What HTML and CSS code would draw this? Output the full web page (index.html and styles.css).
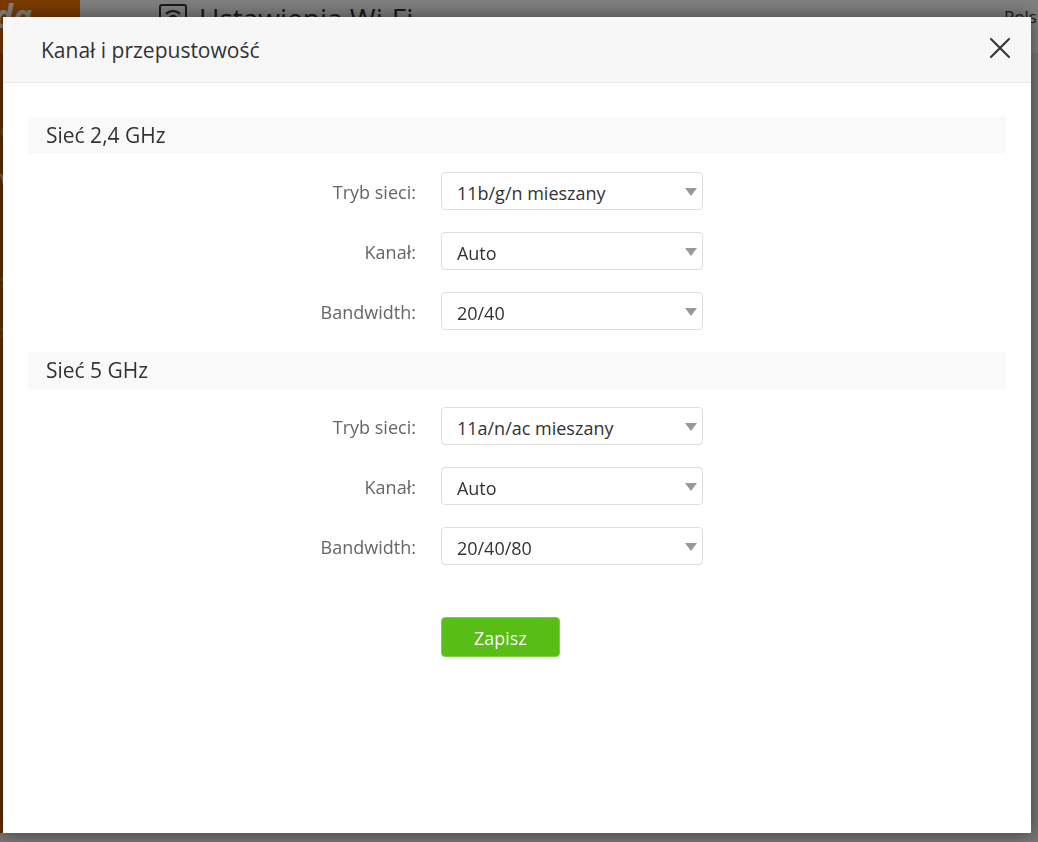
..............................
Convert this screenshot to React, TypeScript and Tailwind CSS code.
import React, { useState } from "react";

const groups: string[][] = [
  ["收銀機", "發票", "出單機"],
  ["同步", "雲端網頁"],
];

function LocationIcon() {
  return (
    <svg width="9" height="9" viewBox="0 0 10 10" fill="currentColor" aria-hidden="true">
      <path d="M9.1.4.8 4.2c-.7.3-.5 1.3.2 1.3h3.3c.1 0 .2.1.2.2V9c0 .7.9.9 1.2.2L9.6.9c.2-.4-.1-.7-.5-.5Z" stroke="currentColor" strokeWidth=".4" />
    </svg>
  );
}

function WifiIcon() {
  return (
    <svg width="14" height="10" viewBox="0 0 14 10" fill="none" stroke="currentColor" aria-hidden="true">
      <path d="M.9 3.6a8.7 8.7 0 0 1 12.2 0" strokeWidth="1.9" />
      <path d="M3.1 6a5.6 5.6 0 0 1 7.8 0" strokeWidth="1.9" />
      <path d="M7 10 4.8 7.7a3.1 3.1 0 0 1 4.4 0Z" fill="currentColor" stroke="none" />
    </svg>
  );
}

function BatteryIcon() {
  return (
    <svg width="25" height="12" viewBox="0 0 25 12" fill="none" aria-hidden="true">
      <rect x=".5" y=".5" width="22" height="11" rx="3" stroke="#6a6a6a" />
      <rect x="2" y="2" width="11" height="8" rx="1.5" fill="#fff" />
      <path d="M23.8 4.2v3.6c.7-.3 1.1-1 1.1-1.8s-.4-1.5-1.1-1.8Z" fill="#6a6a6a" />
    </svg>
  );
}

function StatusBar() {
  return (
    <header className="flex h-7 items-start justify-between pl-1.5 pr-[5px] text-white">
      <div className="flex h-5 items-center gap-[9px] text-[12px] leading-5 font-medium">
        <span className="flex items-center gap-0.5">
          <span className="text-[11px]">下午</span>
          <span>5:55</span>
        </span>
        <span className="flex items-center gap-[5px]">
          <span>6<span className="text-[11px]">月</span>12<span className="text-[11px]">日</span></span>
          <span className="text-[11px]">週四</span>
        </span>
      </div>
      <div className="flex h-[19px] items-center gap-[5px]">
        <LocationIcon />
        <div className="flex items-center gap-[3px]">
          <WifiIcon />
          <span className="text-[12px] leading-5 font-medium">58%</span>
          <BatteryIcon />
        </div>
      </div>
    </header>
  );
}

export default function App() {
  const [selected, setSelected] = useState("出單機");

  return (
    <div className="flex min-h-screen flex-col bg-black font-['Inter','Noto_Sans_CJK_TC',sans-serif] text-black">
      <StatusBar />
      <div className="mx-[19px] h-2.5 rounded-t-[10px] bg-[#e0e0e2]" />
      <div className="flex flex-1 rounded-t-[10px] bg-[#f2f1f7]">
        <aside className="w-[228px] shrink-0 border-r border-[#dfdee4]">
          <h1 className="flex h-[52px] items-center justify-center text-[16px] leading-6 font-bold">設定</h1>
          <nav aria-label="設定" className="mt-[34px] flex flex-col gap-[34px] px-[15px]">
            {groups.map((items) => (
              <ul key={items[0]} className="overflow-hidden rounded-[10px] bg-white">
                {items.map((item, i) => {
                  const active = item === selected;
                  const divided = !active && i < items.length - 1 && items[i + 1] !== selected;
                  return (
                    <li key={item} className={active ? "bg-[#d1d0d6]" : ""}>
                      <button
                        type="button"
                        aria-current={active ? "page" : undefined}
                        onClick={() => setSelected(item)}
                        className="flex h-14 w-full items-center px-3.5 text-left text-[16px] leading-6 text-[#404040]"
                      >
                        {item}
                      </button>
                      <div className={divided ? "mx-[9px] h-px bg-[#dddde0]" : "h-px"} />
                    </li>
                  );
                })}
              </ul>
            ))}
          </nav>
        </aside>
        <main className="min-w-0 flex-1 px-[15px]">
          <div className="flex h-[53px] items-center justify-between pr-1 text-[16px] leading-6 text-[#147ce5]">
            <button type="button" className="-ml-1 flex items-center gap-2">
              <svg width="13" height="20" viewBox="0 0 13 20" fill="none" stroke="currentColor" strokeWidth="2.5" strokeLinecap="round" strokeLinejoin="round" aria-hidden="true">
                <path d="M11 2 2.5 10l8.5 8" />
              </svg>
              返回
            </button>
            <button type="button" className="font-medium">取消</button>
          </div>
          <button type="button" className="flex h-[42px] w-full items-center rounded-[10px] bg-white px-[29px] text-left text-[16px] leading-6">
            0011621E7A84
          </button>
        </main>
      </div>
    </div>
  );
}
..............................
### WHAT IS NEEDED
Wherever the string "page" appears in the entries above, list that line.

### WORKED SOLUTION
What HTML and CSS code would draw this? Output the full web page (index.html and styles.css).
                        aria-current={active ? "page" : undefined}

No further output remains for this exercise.